Work to be completed ->
Check each line of the material. Copy those containing "components".

Given material ->
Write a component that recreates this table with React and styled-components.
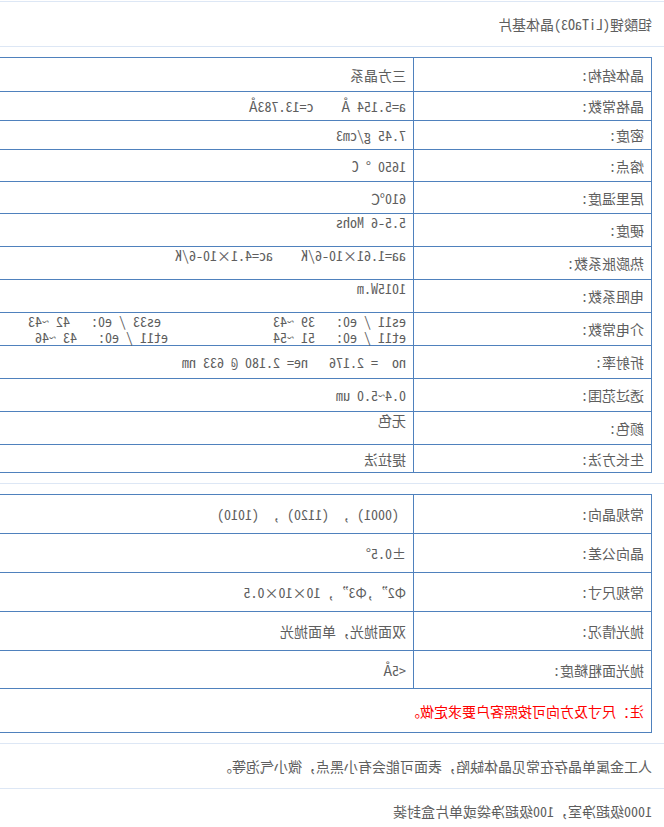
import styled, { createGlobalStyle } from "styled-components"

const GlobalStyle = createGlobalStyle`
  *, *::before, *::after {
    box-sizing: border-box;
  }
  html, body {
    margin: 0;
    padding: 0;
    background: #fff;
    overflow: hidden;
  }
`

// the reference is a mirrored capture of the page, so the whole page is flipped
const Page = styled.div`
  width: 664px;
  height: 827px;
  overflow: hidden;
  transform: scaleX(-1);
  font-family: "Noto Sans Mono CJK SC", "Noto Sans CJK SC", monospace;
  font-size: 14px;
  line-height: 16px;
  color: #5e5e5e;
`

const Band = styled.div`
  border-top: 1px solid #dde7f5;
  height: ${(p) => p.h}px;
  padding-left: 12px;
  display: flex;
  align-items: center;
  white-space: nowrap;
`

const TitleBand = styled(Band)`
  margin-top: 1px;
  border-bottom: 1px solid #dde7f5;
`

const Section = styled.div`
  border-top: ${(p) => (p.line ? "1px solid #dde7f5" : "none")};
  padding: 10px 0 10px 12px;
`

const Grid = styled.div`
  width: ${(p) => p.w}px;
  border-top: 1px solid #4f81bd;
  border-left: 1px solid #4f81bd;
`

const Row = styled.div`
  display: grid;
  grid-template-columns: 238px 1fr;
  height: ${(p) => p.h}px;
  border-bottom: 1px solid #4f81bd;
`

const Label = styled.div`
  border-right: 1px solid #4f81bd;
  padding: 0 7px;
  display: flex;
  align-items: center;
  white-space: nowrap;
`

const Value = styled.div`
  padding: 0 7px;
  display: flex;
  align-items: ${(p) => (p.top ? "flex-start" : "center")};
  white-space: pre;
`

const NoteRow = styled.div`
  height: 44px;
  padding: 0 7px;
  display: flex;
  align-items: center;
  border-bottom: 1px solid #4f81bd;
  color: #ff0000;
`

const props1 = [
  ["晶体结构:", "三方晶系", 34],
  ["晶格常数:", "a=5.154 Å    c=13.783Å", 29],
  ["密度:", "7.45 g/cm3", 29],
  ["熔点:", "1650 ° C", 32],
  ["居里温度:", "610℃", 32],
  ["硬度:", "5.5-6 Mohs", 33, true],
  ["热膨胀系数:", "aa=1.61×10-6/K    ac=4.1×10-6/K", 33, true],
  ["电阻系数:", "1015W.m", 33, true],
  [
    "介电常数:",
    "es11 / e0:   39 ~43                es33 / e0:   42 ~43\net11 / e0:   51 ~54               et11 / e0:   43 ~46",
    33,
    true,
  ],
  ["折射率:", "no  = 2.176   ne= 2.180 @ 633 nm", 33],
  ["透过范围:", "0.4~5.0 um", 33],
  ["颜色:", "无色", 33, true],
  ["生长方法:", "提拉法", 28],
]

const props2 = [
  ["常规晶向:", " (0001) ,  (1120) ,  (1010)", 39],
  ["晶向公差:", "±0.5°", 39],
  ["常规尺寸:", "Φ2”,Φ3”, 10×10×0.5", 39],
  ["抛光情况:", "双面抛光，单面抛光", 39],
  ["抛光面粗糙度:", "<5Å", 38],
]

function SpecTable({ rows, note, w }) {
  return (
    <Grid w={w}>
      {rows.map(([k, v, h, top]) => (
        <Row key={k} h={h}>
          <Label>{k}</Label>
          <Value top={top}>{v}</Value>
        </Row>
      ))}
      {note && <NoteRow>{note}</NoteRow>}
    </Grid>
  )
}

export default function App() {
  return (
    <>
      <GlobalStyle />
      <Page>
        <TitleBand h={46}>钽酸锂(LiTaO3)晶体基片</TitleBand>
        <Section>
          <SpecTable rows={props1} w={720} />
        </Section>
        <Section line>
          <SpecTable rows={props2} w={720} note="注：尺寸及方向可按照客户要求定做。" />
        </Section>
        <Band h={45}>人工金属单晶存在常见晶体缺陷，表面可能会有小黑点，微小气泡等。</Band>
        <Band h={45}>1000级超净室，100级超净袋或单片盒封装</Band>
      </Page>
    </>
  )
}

Result of the task ->
Write a component that recreates this table with React and styled-components.
import styled, { createGlobalStyle } from "styled-components"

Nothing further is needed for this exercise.